## Begin DATA SECTION

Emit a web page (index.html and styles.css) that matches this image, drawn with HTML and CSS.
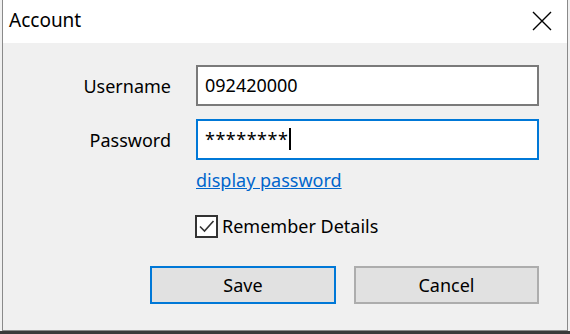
FILE: index.html
```html
<!DOCTYPE html>
<html lang="en">

<head>
    <meta charset="UTF-8">
    <meta name="viewport" content="width=device-width, initial-scale=1.0">
    <title>Account</title>
    <link rel="stylesheet" href="styles.css">
</head>

<body>
    <div class="dialog">
        <div class="title-bar">
            <span class="title">Account</span>
            <button class="close-button" type="button" aria-label="Close">
                <svg width="20" height="20" viewBox="0 0 20 20">
                    <path d="M1 1 L19 19 M19 1 L1 19" stroke="#000" stroke-width="1.4" fill="none" />
                </svg>
            </button>
        </div>
        <form class="account-form" action="#" method="post">
            <div class="form-row">
                <label for="username" class="field-label">Username</label>
                <input type="text" id="username" name="username" value="092420000" class="field">
            </div>
            <div class="form-row">
                <label for="password" class="field-label">Password</label>
                <div class="field field-focus">********<span class="caret"></span></div>
            </div>
            <div class="form-row link-row">
                <a href="#" class="show-link">display password</a>
            </div>
            <div class="form-row check-row">
                <label class="check">
                    <span class="check-box">
                        <svg width="19" height="19" viewBox="0 0 19 19">
                            <path d="M3 9.5 L7.5 14 L16.5 4" stroke="#333" stroke-width="1.6" fill="none" />
                        </svg>
                    </span>
                    Remember Details
                </label>
            </div>
            <div class="buttons">
                <button type="submit" class="btn btn-default">Save</button>
                <button type="button" class="btn">Cancel</button>
            </div>
        </form>
    </div>
    <div class="below"></div>
</body>

</html>
```

FILE: styles.css
```css
body {
    margin: 0;
    font-family: "Noto Sans", "Open Sans", sans-serif;
    background-color: #f0f0f0;
    width: 570px;
    height: 334px;
    overflow: hidden;
}

.dialog {
    width: 564px;
    margin-left: 2px;
    border: 1px solid #8a8a8a;
    border-top: none;
    background-color: #f0f0f0;
}

.title-bar {
    height: 43px;
    background-color: #fff;
    display: flex;
    align-items: center;
    justify-content: space-between;
    padding: 0 15px 0 6px;
}

.title {
    font-size: 19px;
    color: #000;
    margin-top: -3px;
}

.close-button {
    border: none;
    background: none;
    padding: 0;
    width: 20px;
    height: 20px;
    margin-top: -2px;
}

.account-form {
    padding-top: 22px;
    height: 287px;
    box-sizing: border-box;
}

.form-row {
    display: flex;
    align-items: center;
    margin-bottom: 13px;
}

.field-label {
    width: 168px;
    text-align: right;
    font-size: 18px;
    color: #000;
    margin-right: 25px;
}

.field {
    width: 343px;
    height: 41px;
    box-sizing: border-box;
    border: 2px solid #7a7a7a;
    background-color: #fff;
    font-family: "Noto Sans", "Open Sans", sans-serif;
    font-size: 18px;
    padding: 0 0 2px 7px;
    color: #000;
    display: flex;
    align-items: center;
    outline: none;
}

.field-focus {
    border-color: #0078d7;
    letter-spacing: 0.5px;
}

.caret {
    display: inline-block;
    width: 2px;
    height: 22px;
    background-color: #000;
    margin-left: 1px;
}

.link-row {
    padding-left: 193px;
    margin-top: -5px;
    margin-bottom: 0;
}

.show-link {
    color: #0066cc;
    font-size: 18px;
}

.check-row {
    padding-left: 192px;
    margin-top: 22px;
}

.check {
    display: flex;
    align-items: center;
    font-size: 18px;
    color: #000;
}

.check-box {
    width: 23px;
    height: 23px;
    box-sizing: border-box;
    border: 2px solid #333;
    background-color: #fff;
    display: flex;
    align-items: center;
    justify-content: center;
    margin-right: 4px;
}

.buttons {
    display: flex;
    gap: 18px;
    padding-left: 147px;
    margin-top: 28px;
}

.btn {
    width: 185px;
    height: 38px;
    background-color: #e1e1e1;
    border: 2px solid #adadad;
    font-family: "Noto Sans", "Open Sans", sans-serif;
    font-size: 18px;
    color: #000;
    padding: 0;
}

.btn-default {
    width: 186px;
    border-color: #0078d7;
}

.below {
    height: 10px;
    background-color: #3a3a3a;
}
```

## End DATA SECTION

GOAL → Leave out the pictures and copy the rest of the material above exactly.

ANSWER TO THIS EXERCISE →
Emit a web page (index.html and styles.css) that matches this image, drawn with HTML and CSS.
FILE: index.html
```html
<!DOCTYPE html>
<html lang="en">

<head>
    <meta charset="UTF-8">
    <meta name="viewport" content="width=device-width, initial-scale=1.0">
    <title>Account</title>
    <link rel="stylesheet" href="styles.css">
</head>

<body>
    <div class="dialog">
        <div class="title-bar">
            <span class="title">Account</span>
            <button class="close-button" type="button" aria-label="Close">
                <svg width="20" height="20" viewBox="0 0 20 20">
                    <path d="M1 1 L19 19 M19 1 L1 19" stroke="#000" stroke-width="1.4" fill="none" />
                </svg>
            </button>
        </div>
        <form class="account-form" action="#" method="post">
            <div class="form-row">
                <label for="username" class="field-label">Username</label>
                <input type="text" id="username" name="username" value="092420000" class="field">
            </div>
            <div class="form-row">
                <label for="password" class="field-label">Password</label>
                <div class="field field-focus">********<span class="caret"></span></div>
            </div>
            <div class="form-row link-row">
                <a href="#" class="show-link">display password</a>
            </div>
            <div class="form-row check-row">
                <label class="check">
                    <span class="check-box">
                        <svg width="19" height="19" viewBox="0 0 19 19">
                            <path d="M3 9.5 L7.5 14 L16.5 4" stroke="#333" stroke-width="1.6" fill="none" />
                        </svg>
                    </span>
                    Remember Details
                </label>
            </div>
            <div class="buttons">
                <button type="submit" class="btn btn-default">Save</button>
                <button type="button" class="btn">Cancel</button>
            </div>
        </form>
    </div>
    <div class="below"></div>
</body>

</html>
```

FILE: styles.css
```css
body {
    margin: 0;
    font-family: "Noto Sans", "Open Sans", sans-serif;
    background-color: #f0f0f0;
    width: 570px;
    height: 334px;
    overflow: hidden;
}

.dialog {
    width: 564px;
    margin-left: 2px;
    border: 1px solid #8a8a8a;
    border-top: none;
    background-color: #f0f0f0;
}

.title-bar {
    height: 43px;
    background-color: #fff;
    display: flex;
    align-items: center;
    justify-content: space-between;
    padding: 0 15px 0 6px;
}

.title {
    font-size: 19px;
    color: #000;
    margin-top: -3px;
}

.close-button {
    border: none;
    background: none;
    padding: 0;
    width: 20px;
    height: 20px;
    margin-top: -2px;
}

.account-form {
    padding-top: 22px;
    height: 287px;
    box-sizing: border-box;
}

.form-row {
    display: flex;
    align-items: center;
    margin-bottom: 13px;
}

.field-label {
    width: 168px;
    text-align: right;
    font-size: 18px;
    color: #000;
    margin-right: 25px;
}

.field {
    width: 343px;
    height: 41px;
    box-sizing: border-box;
    border: 2px solid #7a7a7a;
    background-color: #fff;
    font-family: "Noto Sans", "Open Sans", sans-serif;
    font-size: 18px;
    padding: 0 0 2px 7px;
    color: #000;
    display: flex;
    align-items: center;
    outline: none;
}

.field-focus {
    border-color: #0078d7;
    letter-spacing: 0.5px;
}

.caret {
    display: inline-block;
    width: 2px;
    height: 22px;
    background-color: #000;
    margin-left: 1px;
}

.link-row {
    padding-left: 193px;
    margin-top: -5px;
    margin-bottom: 0;
}

.show-link {
    color: #0066cc;
    font-size: 18px;
}

.check-row {
    padding-left: 192px;
    margin-top: 22px;
}

.check {
    display: flex;
    align-items: center;
    font-size: 18px;
    color: #000;
}

.check-box {
    width: 23px;
    height: 23px;
    box-sizing: border-box;
    border: 2px solid #333;
    background-color: #fff;
    display: flex;
    align-items: center;
    justify-content: center;
    margin-right: 4px;
}

.buttons {
    display: flex;
    gap: 18px;
    padding-left: 147px;
    margin-top: 28px;
}

.btn {
    width: 185px;
    height: 38px;
    background-color: #e1e1e1;
    border: 2px solid #adadad;
    font-family: "Noto Sans", "Open Sans", sans-serif;
    font-size: 18px;
    color: #000;
    padding: 0;
}

.btn-default {
    width: 186px;
    border-color: #0078d7;
}

.below {
    height: 10px;
    background-color: #3a3a3a;
}
```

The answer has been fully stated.